このようなことが起こる原因の一つとしては、評価基準がいきなり変わることにもある。それまでのレポートや講義の成績は、「大学◯年生」として成績をつけていた。その年齢を勘案して評価しているのである。
しかし、論文投稿などで世界に飛び出せば年齢や職業など全く関係ない。社会人としてビジネスの世界に飛び込んでも同じである。いきなり10年、20年、それ以上経験のある人たちと競い合い、そこで評価を受けなければいけなくなる。
実力が劣るのは全く問題ないのだけれど、これまで高い評価を受けていた人ほど、低い評価に納得がいかない。このスキマ(ギャップ)で苦しむのである。
どうすれば解決するかと言われても正直難しいが、列挙すると
1) 仕事や学業ではなく、心身の健康と安全を第一とする
2) 長期的な目標と短期的な目標をきっちり分けて設定する
3) 勝つことと負けることを両方覚える
なんかが挙げられるかもしれない。
いうまでもなく、継続的に努力をして実力をつけ、成果を挙げていくことが解決策である。ただし、ただ頑張るだけでなく、1)心身の健康と安全がもっとも大事であることを思い出し、2)現実的な目標を設定して小さな「勝ち」を覚え、3)自分の能力や自分の成果を冷静に分析して、すべてにおいて勝たなくても問題ないことを認識すべきであると考えている。

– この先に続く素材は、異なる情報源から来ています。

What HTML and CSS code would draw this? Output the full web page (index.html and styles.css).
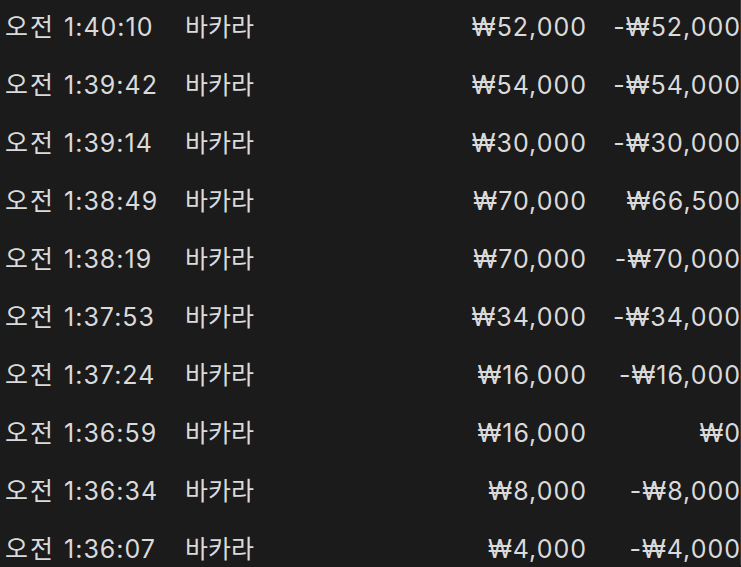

このように、20代前半〜半ばで訪れる苦しい心と体のスキマをどのように埋めていくかについては、誰しもが悩むことであると思っている。
誰しもが悩んで通ってきた道でもあるので、悩んでいる自分が変でおかしいと思わないでほしいというのが一番言いたいことでもある。
そして、誰しもが通る道であるので、先にその準備をしてしまうというのがより良い対策なのではないかと考えている。
環境バイオテクノロジー研究室では、できる限り早く論文を書いて投稿することを推奨している。その理由はなぜかというと、この「スキマ」を経験するからである(当然、心身ともにきつい)。
しかし、人間は慣れる生き物であり、また、対策を考える知恵を持っている。2回目の困難にはより良く前向きに対処できる。
このように、研究の内容とは関係なく、20代で訪れる苦しい時期に向けて訓練をしておき、うまく乗り切ってほしいというのがPIとしての願いでもある。